The camera lens presents another area for potential degradation. The lens I’m using (a Tamron 28-80mm zoom lens) is not a extremely high quality lens, so carefully controlling the environment will be crucial to getting the best picture from the lens. Lenses all have some amounts of distortion, particularly barrel distortion. Barrel distortion warps the image outwards or inwards and would reduce the accuracy of the codestrip at the edges. To combat this we will determine what the barrel distortion characteristics of the lens are and predistort the printed code in the opposite way to compensate. Additionally, the lens might have several other, smaller errors - chromatic aberrations, spherical distortion, or perhaps not be perfectly focused to name a few. To begin we will be using white light to illuminate the code, but we could switch to a monochromatic light source to combat aberrations that affect color. We will also be trying different apertures. Stopping the lens down to a very small aperture - f/22 - will make the lens behave more like an ideal (pinhole) lens , and will help correct very minor focus issues (image below).
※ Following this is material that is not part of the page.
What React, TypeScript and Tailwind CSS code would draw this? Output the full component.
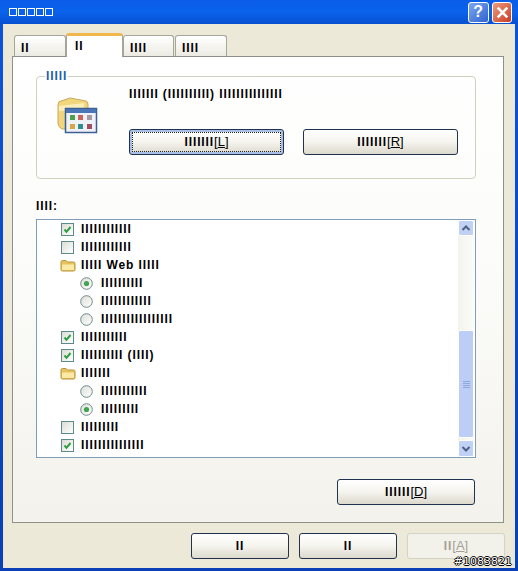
const font = { fontFamily: '"Liberation Sans", Arial, sans-serif' };

function XPButton({ children, width, focused, disabled }: { children: React.ReactNode; width: string; focused?: boolean; disabled?: boolean }) {
  const base = disabled
    ? "border-[#d4d2c6] text-[#a3a196] bg-[#f3f2ea]"
    : "border-[#1f3350] text-black bg-gradient-to-b from-white via-[#f5f4ee] to-[#dcd9cc]";
  return (
    <div className={`${width} h-[26px] shrink-0 rounded-[3px] border ${base} flex items-center justify-center text-[12px] font-bold ${focused ? "shadow-[inset_0_0_0_2px_#a9bfe6]" : ""}`}>
      {focused ? (
        <div className="w-[149px] h-[20px] border border-dotted border-[#222] flex items-center justify-center">{children}</div>
      ) : children}
    </div>
  );
}

function Hot({ t }: { t: string }) {
  return <span className="font-normal tracking-normal text-[13px]">[<span className="underline">{t}</span>]</span>;
}

function Check({ on }: { on?: boolean }) {
  return (
    <div className="w-[13px] h-[13px] shrink-0 border border-[#5c8a8a] bg-gradient-to-br from-[#dcdcd6] to-white">
      {on && (
        <svg viewBox="0 0 11 11" className="w-[11px] h-[11px]">
          <path d="M2.5 5.5 L4.5 7.8 L8.5 3" fill="none" stroke="#2f9e3f" strokeWidth="2" />
        </svg>
      )}
    </div>
  );
}

function Radio({ on }: { on?: boolean }) {
  return (
    <svg viewBox="0 0 13 13" className="w-[13px] h-[13px] shrink-0">
      <defs>
        <linearGradient id="rg" x1="0" y1="0" x2="1" y2="1">
          <stop offset="0" stopColor="#dcdcd6" />
          <stop offset="1" stopColor="#ffffff" />
        </linearGradient>
      </defs>
      <circle cx="6.5" cy="6.5" r="5.8" fill="url(#rg)" stroke="#6f8a8c" strokeWidth="1" />
      {on && <circle cx="6.5" cy="6.5" r="2.6" fill="#3fa552" />}
    </svg>
  );
}

function Folder() {
  return (
    <svg viewBox="0 0 16 13" className="w-[16px] h-[13px] shrink-0">
      <path d="M1 3 Q1 1.5 2.5 1.5 L6 1.5 L7.5 3 L13.5 3 Q15 3 15 4.5 L15 10.5 Q15 12 13.5 12 L2.5 12 Q1 12 1 10.5 Z" fill="#e6c35c" stroke="#b8933a" strokeWidth="1" />
      <path d="M2 5.5 L14 5.5 L14 10.5 Q14 11 13.5 11 L2.5 11 Q2 11 2 10.5 Z" fill="#fbeaa6" />
    </svg>
  );
}

type Row = { kind: "c" | "u" | "f" | "r" | "s"; text: string };
const rows: Row[] = [
  { kind: "c", text: "IIIIIIIIIIII" },
  { kind: "u", text: "IIIIIIIIIIII" },
  { kind: "f", text: "IIIII Web IIIII" },
  { kind: "s", text: "IIIIIIIIII" },
  { kind: "r", text: "IIIIIIIIIIII" },
  { kind: "r", text: "IIIIIIIIIIIIIIIII" },
  { kind: "c", text: "IIIIIIIIIII" },
  { kind: "c", text: "IIIIIIIIII (IIII)" },
  { kind: "f", text: "IIIIIII" },
  { kind: "r", text: "IIIIIIIIIII" },
  { kind: "s", text: "IIIIIIIII" },
  { kind: "u", text: "IIIIIIIII" },
  { kind: "c", text: "IIIIIIIIIIIIIII" },
];

function TreeRow({ kind, text }: Row) {
  const indent = kind === "r" || kind === "s" ? "pl-[43px] gap-[8px]" : kind === "f" ? "pl-[23px] gap-[5px]" : "pl-[24px] gap-[7px]";
  return (
    <div className={`h-[18px] flex items-center ${indent} text-[12px] font-bold text-black whitespace-nowrap`}>
      {kind === "c" && <Check on />}
      {kind === "u" && <Check />}
      {kind === "f" && <Folder />}
      {kind === "r" && <Radio />}
      {kind === "s" && <Radio on />}
      <span>{text}</span>
    </div>
  );
}

function Tab({ label, active, width }: { label: string; active?: boolean; width: string }) {
  return active ? (
    <div className={`${width} h-[24px] -mb-px z-10 relative rounded-t-[3px] bg-white border-t-[3px] border-t-[#f0b84c] border-x border-x-[#a5a599] text-[12px] leading-[14px] font-bold pl-[8px] pt-[3px] text-black`}>
      {label}
    </div>
  ) : (
    <div className={`${width} h-[21px] rounded-t-[3px] border border-b-0 border-[#a5a599] bg-gradient-to-b from-white to-[#ecebe2] text-[12px] font-bold pl-[6px] pt-[5px] leading-[14px] text-black`}>
      {label}
    </div>
  );
}

export default function App() {
  return (
    <div style={font} className="relative w-[518px] h-[571px] tracking-[0.9px] bg-gradient-to-b from-[#0a55de] to-[#0a3fb8] overflow-hidden flex flex-col">
      <div className="h-[24px] shrink-0 bg-gradient-to-b from-[#0a5ce8] via-[#0a62ec] to-[#0850d0] flex items-center pl-[9px] pr-[6px]">
        <span className="flex-1 flex gap-[1px]">
          {[0, 1, 2, 3, 4].map((i) => (
            <span key={i} className="w-[8px] h-[8px] border border-white" />
          ))}
        </span>
        <div className="w-[21px] h-[21px] rounded-[3px] border border-white bg-gradient-to-br from-[#7ea7ee] to-[#2f62cf] text-white text-[16px] font-bold flex items-center justify-center mr-[3px]">?</div>
        <div className="w-[20px] h-[21px] rounded-[3px] border border-white bg-gradient-to-br from-[#ee9a7e] to-[#c8381c] flex items-center justify-center">
          <svg viewBox="0 0 14 14" className="w-[15px] h-[15px]">
            <path d="M2.5 2.5 L11.5 11.5 M11.5 2.5 L2.5 11.5" stroke="#fff" strokeWidth="2.4" />
          </svg>
        </div>
      </div>

      <div className="flex-1 mx-[3px] mb-[3px] bg-[#ece9d8] px-[9px] pt-[9px] flex flex-col">
        <div className="flex pl-[2px] items-end">
          <Tab label="II" width="w-[52px]" />
          <Tab label="II" width="w-[57px]" active />
          <Tab label="IIII" width="w-[51px]" />
          <div className="w-[1px]" />
          <Tab label="IIII" width="w-[52px]" />
        </div>

        <div className="w-[492px] h-[467px] border border-[#8f9089] bg-gradient-to-b from-white via-[#fbfbf9] to-[#f3f2ec] pl-[23px] pr-[27px] pt-[12px] flex flex-col">
          <fieldset className="w-[440px] h-[110px] shrink-0 border border-[#d0d0bf] rounded-[4px] px-[8px] flex">
            <legend className="text-[12px] leading-[14px] font-bold text-[#1c5fa8] px-[1px]">IIIII</legend>
            <svg viewBox="0 0 42 40" className="w-[42px] h-[40px] ml-[11px] mt-[12px] shrink-0">
              <path d="M2 10 Q2 6 5 6 L14 3 L30 6 Q32 6 32 10 L32 34 L6 34 Q2 32 2 28 Z" fill="#f1d67e" stroke="#c9a85a" />
              <path d="M3 11 L28 8 L28 14 L3 16 Z" fill="#fbeeb8" />
              <rect x="9.5" y="13.5" width="31" height="24" fill="#eef1f6" stroke="#3c5f94" strokeWidth="1.5" />
              <rect x="10" y="14" width="30" height="4" fill="#4a76b8" />
              <rect x="14" y="20" width="5" height="5" fill="#4fa04a" />
              <rect x="22" y="20" width="5" height="5" fill="#c9655c" />
              <rect x="31" y="20" width="5" height="5" fill="#a89aa0" />
              <rect x="14" y="29" width="5" height="5" fill="#d8a64a" />
              <rect x="22" y="29" width="5" height="5" fill="#2f8f8f" />
              <rect x="31" y="29" width="5" height="5" fill="#a0505c" />
            </svg>
            <div className="ml-[31px] flex flex-col">
              <div className="text-[12px] leading-[14px] font-bold text-black whitespace-nowrap mt-[4px]">IIIIIII (IIIIIIIIII) IIIIIIIIIIIIIII</div>
              <div className="flex gap-[19px] mt-[28px]">
                <XPButton width="w-[155px]" focused>IIIIIII<Hot t="L" /></XPButton>
                <XPButton width="w-[155px]">IIIIIII<Hot t="R" /></XPButton>
              </div>
            </div>
          </fieldset>

          <div className="text-[12px] leading-[14px] font-bold text-black mt-[20px]">IIII:</div>
          <div className="w-[440px] h-[239px] mt-[6px] shrink-0 border border-[#7f9db9] bg-white flex">
            <div className="flex-1">
              {rows.map((r, i) => (
                <TreeRow key={i} {...r} />
              ))}
            </div>
            <div className="w-[16px] mr-[1px] shrink-0 bg-gradient-to-r from-[#f3f3ee] to-[#fbfbf8] flex flex-col">
              <div className="h-[16px] shrink-0 rounded-[2px] border border-white bg-[#c1d0f5] flex items-center justify-center">
                <svg viewBox="0 0 10 8" className="w-[10px] h-[8px]">
                  <path d="M1.5 6 L5 2.5 L8.5 6" fill="none" stroke="#4d6185" strokeWidth="2" />
                </svg>
              </div>
              <div className="h-[94px] shrink-0" />
              <div className="flex-1 rounded-[2px] border border-white bg-[#bccdf6] flex flex-col items-center justify-center gap-[1px]">
                {[0, 1, 2, 3].map((i) => (
                  <span key={i} className="w-[7px] h-px bg-[#8fa6d8]" />
                ))}
              </div>
              <div className="h-[2px] shrink-0" />
              <div className="h-[17px] shrink-0 rounded-[2px] border border-white bg-[#c1d0f5] flex items-center justify-center">
                <svg viewBox="0 0 10 8" className="w-[10px] h-[8px]">
                  <path d="M1.5 2 L5 5.5 L8.5 2" fill="none" stroke="#4d6185" strokeWidth="2" />
                </svg>
              </div>
            </div>
          </div>

          <div className="flex justify-end mt-[21px] w-[439px]">
            <XPButton width="w-[138px]">IIIIII<Hot t="D" /></XPButton>
          </div>
        </div>

        <div className="flex justify-end gap-[10px] mt-[10px] pr-[1px]">
          <XPButton width="w-[98px]">II</XPButton>
          <XPButton width="w-[98px]">II</XPButton>
          <XPButton width="w-[98px]" disabled>II<Hot t="A" /></XPButton>
        </div>
      </div>

      <div style={{ fontFamily: '"DejaVu Sans", sans-serif' }} className="absolute right-[6px] bottom-[2px] text-[11px] leading-[14px] tracking-normal text-white [text-shadow:1px_0_0_#000,-1px_0_0_#000,0_1px_0_#000,0_-1px_0_#000]">#1083821</div>
    </div>
  );
}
However, the angular resolution of a lens is inversely proportional to the aperture size - a larger aperture will allow the lens to resolve smaller features.



The film I have chosen for this process is Kodak’s T-MAX 100. I chose this film because I actually have the capability to develop it at home - several years ago I set up a darkroom and lab for black and white film photography and decided on T-MAX film at that point (image below). T-MAX 100 is a very good looking film and I have been quite impressed with it for photography. However, the film itself represents another limit - the film must be able to resolve 2 micron features. According to the data sheet, with 1000:1 contrast the film is rated at 200 lines/mm. A “line” is a black to white transition, so that gives us 400 transitions/mm, or 2.5 micron features. That figure is very close to the desired 2 microns, so the hope is that we will be able to push the film to that level by carefully controlling exposure, focus and having extremely high contrast.


By carefully controlling as many parameters as possible I hope to be able to produce 2 micron features on film. 5 micron should be very possible, and I would even be happy with 3 micron features. But obviously I’d like to get as small as possible, and that means shooting for the 2 micron moon!